What were you listening to prior to Weezer?


Ben: Not much, really. Rap music. I don’t really remember having much of a distinct taste.

Steve: I was into like nu metal and Top 40 stuff.

Eventually you guys went from just being casual listeners to serious fans. What contributed to this eventual change?


Ben: I think the year before we got into Weezer, Steve made me a tape of censored versions of Limp Bizkit songs. So there was Limp Bizkit and then all of a sudden there was Weezer with this vulnerability that I had never heard before in a rock band. The choice was obvious.

Steve: Weezer songs are loveable, really. They are meant to be loved. You can print that in bold [laughs].

I understand that you both frequented the Weezer web boards around this time?

Steve: Yeah, I think we just were curious. Before either of us owned the albums we just had them downloaded, and there were no liner notes, so we just found things like the web boards that were around in hopes of finding out more.

Did you guys ever get into some of the Weezer-related side projects?

Steve: Yeah definitely. The Rentals, Space Twins, Special Goodness, all that stuff. It’s like you almost felt a sense of devotion to the band and wanted to hear anything that they did.

It was definitely common in the ’90s to see a band that followed up their highly successful breakthrough album with an album that was by comparison more raw and abrasive. Nirvana started the trend with
In Utero, Green Day did it with Insomniac and Weezer did it with Pinkerton. When you eventually heard Pinkerton did it sound different to you?

Ben: I came to Pinkerton at the height of Rivers’ dispassion with it. He felt very ashamed of it. He would post on the Weezer message boards as “Ace” and would pretty much diss Pinkerton. So when I started comparing it to Maladroit and The Green Album I started to realize that I didn’t relate nearly as much to those records as much as I did to Pinkerton. It had less to do with production and more with just the album overall.

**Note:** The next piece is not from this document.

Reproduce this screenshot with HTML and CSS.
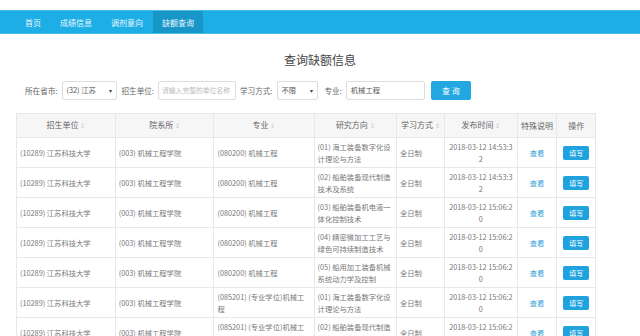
FILE: index.html
```html
<!DOCTYPE html>
<html lang="zh-CN">
<head>
    <meta charset="UTF-8">
    <title>查询缺额信息</title>
    <link rel="stylesheet" href="styles.css">
</head>
<body>
    <div class="nav">
        <a class="nav-item" href="#">首页</a>
        <a class="nav-item" href="#">成绩信息</a>
        <a class="nav-item" href="#">调剂意向</a>
        <a class="nav-item active" href="#">缺额查询</a>
    </div>
    <h1 class="title">查询缺额信息</h1>
    <div class="filters">
        <label>所在省市:</label>
        <div class="select sel-prov">(32) 江苏<span class="caret">▾</span></div>
        <label>招生单位:</label>
        <div class="input inp-unit placeholder">请输入完整的单位名称</div>
        <label>学习方式:</label>
        <div class="select sel-mode">不限<span class="caret">▾</span></div>
        <label>专业:</label>
        <div class="input inp-major">机械工程</div>
        <button class="btn-search">查 询</button>
    </div>
    <table class="grid">
        <thead>
            <tr>
                <th class="c1">招生单位 <i>⇕</i></th>
                <th class="c2">院系所 <i>⇕</i></th>
                <th class="c3">专业 <i>⇕</i></th>
                <th class="c4">研究方向 <i>⇕</i></th>
                <th class="c5">学习方式 <i>⇕</i></th>
                <th class="c6">发布时间 <i>⇕</i></th>
                <th class="c7">特殊说明</th>
                <th class="c8">操作</th>
            </tr>
        </thead>
        <tbody id="rows"></tbody>
    </table>
    <script>
        const rows = [
            ['(080200) 机械工程', '(01) 海工装备数字化设计理论与方法', '2018-03-12 14:53:32'],
            ['(080200) 机械工程', '(02) 船舶装备现代制造技术及系统', '2018-03-12 14:53:32'],
            ['(080200) 机械工程', '(03) 船舶装备机电液一体化控制技术', '2018-03-12 15:06:20'],
            ['(080200) 机械工程', '(04) 精密微加工工艺与绿色可持续制造技术', '2018-03-12 15:06:20'],
            ['(080200) 机械工程', '(05) 船用加工装备机械系统动力学及控制', '2018-03-12 15:06:20'],
            ['(085201) (专业学位)机械工程', '(01) 海工装备数字化设计理论与方法', '2018-03-12 15:06:20'],
            ['(085201) (专业学位)机械工程', '(02) 船舶装备现代制造技术及系统', '2018-03-12 15:06:20']
        ];
        let html = '';
        rows.forEach(function(r) {
            html += '<tr>' +
                '<td>(10289) 江苏科技大学</td>' +
                '<td>(003) 机械工程学院</td>' +
                '<td>' + r[0] + '</td>' +
                '<td>' + r[1] + '</td>' +
                '<td>全日制</td>' +
                '<td class="center">' + r[2] + '</td>' +
                '<td class="center"><a class="link" href="#">查看</a></td>' +
                '<td class="center"><button class="btn-fill">填写</button></td>' +
                '</tr>';
        });
        document.getElementById('rows').innerHTML = html;
    </script>
</body>
</html>
```

FILE: styles.css
```css
html, body {
    height: 336px;
    overflow: hidden;
}
body {
    margin: 0;
    font-family: "Noto Sans CJK SC", "Noto Sans", sans-serif;
    font-size: 7.3px;
    color: #777;
    background: #fff;
}
.nav {
    margin-top: 10px;
    height: 24px;
    background-color: #1eaee6;
    border-top: 1px solid #47bde9;
    border-bottom: 1px solid #47bde9;
    display: flex;
    padding-left: 16px;
    box-sizing: border-box;
}
.nav-item {
    display: flex;
    align-items: center;
    padding: 0 9px;
    margin-right: 1px;
    color: #eaf7fd;
    text-decoration: none;
    font-size: 8px;
}
.nav-item.active {
    background-color: #1896c8;
    padding: 0 9px;
}
.title {
    margin: 18px 0 0;
    font-weight: normal;
    font-size: 12px;
    color: #444;
    text-align: center;
    line-height: 16px;
}
.filters {
    display: flex;
    align-items: center;
    margin: 12px 0 0 25px;
    height: 20px;
}
.filters label {
    color: #666;
    font-size: 7.6px;
    margin-right: 4px;
}
.select, .input {
    height: 19px;
    border: 1px solid #ddd;
    border-radius: 2px;
    box-sizing: border-box;
    display: flex;
    align-items: center;
    padding: 0 4px;
    color: #555;
    margin-right: 5px;
    white-space: nowrap;
    overflow: hidden;
}
.select {
    justify-content: space-between;
}
.caret {
    font-size: 6px;
    color: #444;
}
.sel-prov { width: 55px; }
.sel-mode { width: 41px; margin-right: 7px; }
.inp-unit { width: 78px; margin-right: 4px; padding: 0 3px; }
.inp-major { width: 79px; margin-right: 6px; }
.placeholder {
    color: #bbb;
    font-size: 6.8px;
}
.btn-search {
    width: 40px;
    height: 19px;
    border: none;
    border-radius: 2px;
    background-color: #22a7e1;
    color: #fff;
    font-family: inherit;
    font-size: 8px;
}
.grid {
    margin: 13px 0 0 16px;
    border-collapse: collapse;
    table-layout: fixed;
    width: 580px;
}
.grid th, .grid td {
    border: 1px solid #e8e8e8;
    padding: 0 3px;
    line-height: 12px;
    word-break: break-all;
}
.grid th {
    height: 23px;
    background-color: #f6f6f6;
    font-weight: normal;
    color: #666;
    font-size: 8px;
    text-align: center;
    padding: 0 1px;
    white-space: nowrap;
    overflow: hidden;
}
.grid th i {
    font-style: normal;
    color: #ccc;
    font-size: 6px;
}
.grid td {
    height: 29px;
}
.grid td.center {
    text-align: center;
}
.c1 { width: 17.24%; }
.c2 { width: 17.24%; }
.c3 { width: 17.5%; }
.c4 { width: 14.3%; }
.c5 { width: 8.1%; }
.c6 { width: 12.6%; }
.c7 { width: 6.6%; }
.c8 { width: 6.42%; }
.link {
    color: #3aa3dc;
    text-decoration: none;
}
.btn-fill {
    width: 26px;
    height: 14px;
    border: none;
    border-radius: 2px;
    background-color: #1fa3df;
    color: #fff;
    font-family: inherit;
    font-size: 7px;
    padding: 0;
}
```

When you started playing music did you find yourselves borrowing from Weezer?


Ben: Definitely. Weezer was one of the bands that made me want to pick up a guitar. We had a song called “Life Explosion” that was based off a song on Maladroit called “Love Explosion."

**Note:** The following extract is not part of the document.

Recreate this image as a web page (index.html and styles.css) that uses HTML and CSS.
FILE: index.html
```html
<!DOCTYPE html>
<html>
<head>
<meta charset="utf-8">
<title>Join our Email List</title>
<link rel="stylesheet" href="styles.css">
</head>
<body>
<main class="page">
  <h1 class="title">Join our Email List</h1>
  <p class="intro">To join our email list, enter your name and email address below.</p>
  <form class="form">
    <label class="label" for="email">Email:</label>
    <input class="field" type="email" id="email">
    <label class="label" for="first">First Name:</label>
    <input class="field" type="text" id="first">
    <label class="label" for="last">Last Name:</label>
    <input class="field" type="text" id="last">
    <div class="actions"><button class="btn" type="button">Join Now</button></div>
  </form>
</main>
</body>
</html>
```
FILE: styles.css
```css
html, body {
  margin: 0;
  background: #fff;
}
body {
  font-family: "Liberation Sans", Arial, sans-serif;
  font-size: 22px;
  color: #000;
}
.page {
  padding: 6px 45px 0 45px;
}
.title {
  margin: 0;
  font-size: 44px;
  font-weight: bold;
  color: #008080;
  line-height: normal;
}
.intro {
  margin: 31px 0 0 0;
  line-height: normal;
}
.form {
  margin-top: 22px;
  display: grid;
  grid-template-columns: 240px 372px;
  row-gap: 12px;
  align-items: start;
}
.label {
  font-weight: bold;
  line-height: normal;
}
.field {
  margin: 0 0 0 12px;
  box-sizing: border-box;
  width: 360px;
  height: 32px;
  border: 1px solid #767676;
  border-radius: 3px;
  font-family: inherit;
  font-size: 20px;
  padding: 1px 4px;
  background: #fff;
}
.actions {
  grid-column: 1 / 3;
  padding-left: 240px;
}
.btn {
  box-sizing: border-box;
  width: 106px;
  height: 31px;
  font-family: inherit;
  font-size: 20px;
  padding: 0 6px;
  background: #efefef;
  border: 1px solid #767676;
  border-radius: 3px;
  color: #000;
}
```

Steve: I remember figuring out how to play “El Scorcho” on guitar and it was very gratifying.

One of the more noteworthy differences between the first two albums and the ones that followed was personnel, specifically bass player Matt Sharp. Do you think his departure after Pinkerton affected the sound of the band?

Steve: What I learned from it was that even though Matt Sharp wasn’t a “songwriter” technically, there was something about his involvement that made those records so special, because once he was no longer involved, you could definitely hear a difference.

Ben: Its interesting because you see videos of Rivers showing him bass parts and stuff, but at the same time I think his ego kept Rivers’ ego in check.

Steve: Yeah, maybe Rivers kind of needed someone to challenge him a little bit.

I think I speak for a lot of people in saying that Weezer are long past their prime. When was it that you started to be let down by the band?


Ben: I think around the time Make Believe came around was when I started questioning the overall quality of their records.

Did it make you guys dig deeper into their previous records?

Ben: I think by that point we had pretty much mined out all of that stuff and heard all those awesome B-sides and unreleased tracks.

So did you stop listening to them?


Ben: Not completely. If anything it made us explore other avenues.

Steve: I got really into Led Zeppelin and started listening to a lot of classic rock. By then, Weezer seemed too emotional [laughs].

What made you eventually come back to them?


Steve: I think it was a nostalgia thing, you know? I’ll put the Blue Album on in the fall/winter months, which is around the time I originally heard it. Pinkerton, too. I just burned a CD of that and my attempt at compiling [abandoned Blue Album follow up] Songs From the Black Hole to play in the car. I ended up listening to it way more than I thought.

Do you think that they are a different band now than they were on those first two records?


Ben: Yeah, but in a way I kind appreciate what they are doing, even if I don’t necessarily want to listen to any of it. 1994 was 20 years ago, and for them to be playing their songs the way they wrote them doesn’t really make sense. I feel like there’s almost more integrity in how buffoonish they seem.

Rivers can totally still write songs that sound like that early material, I just think he’s sick of it and doesn’t want to. When the Red Album was done, the label refused to release it unless he wrote a radio single, so he wrote “Pork and Beans,” which I think sounds more like the first two records than anything else on that record. I think he wrote it in like two days or something.

Picking a favorite Weezer album is always interesting. The diehards usually go for
Pinkerton while the more casual listeners tend to choose the Blue Album. Can I assume you guys are Pinkerton devotees?

Ben: Yeah. Pinkerton is a surprise. It succeeds in spite of the fact that it was pretty much doomed. Nothing could be more successful or better than The Blue Album. Every song is perfect. What I see with Pinkerton is this band getting totally lost in the process of trying be something more than that, the net result being something weirder and more beautiful than Blue could've ever anticipated.

The
Blue Album and Pinkerton are both almost 20 years old and both records still stand the test of time. Do you think they will always be remembered alongside other great records from the ’90s, regardless of whatever else they choose to do?

Steve: Yeah, I think so. They’ve done everything they could do to ruin the perfection of those records and they still haven’t. They’ve made pajamas, they’ve had a cruise ship tour, they’ve hit worse than rock bottom. There’s nothing worse they could do at this point. Those songs are always going to be the hits.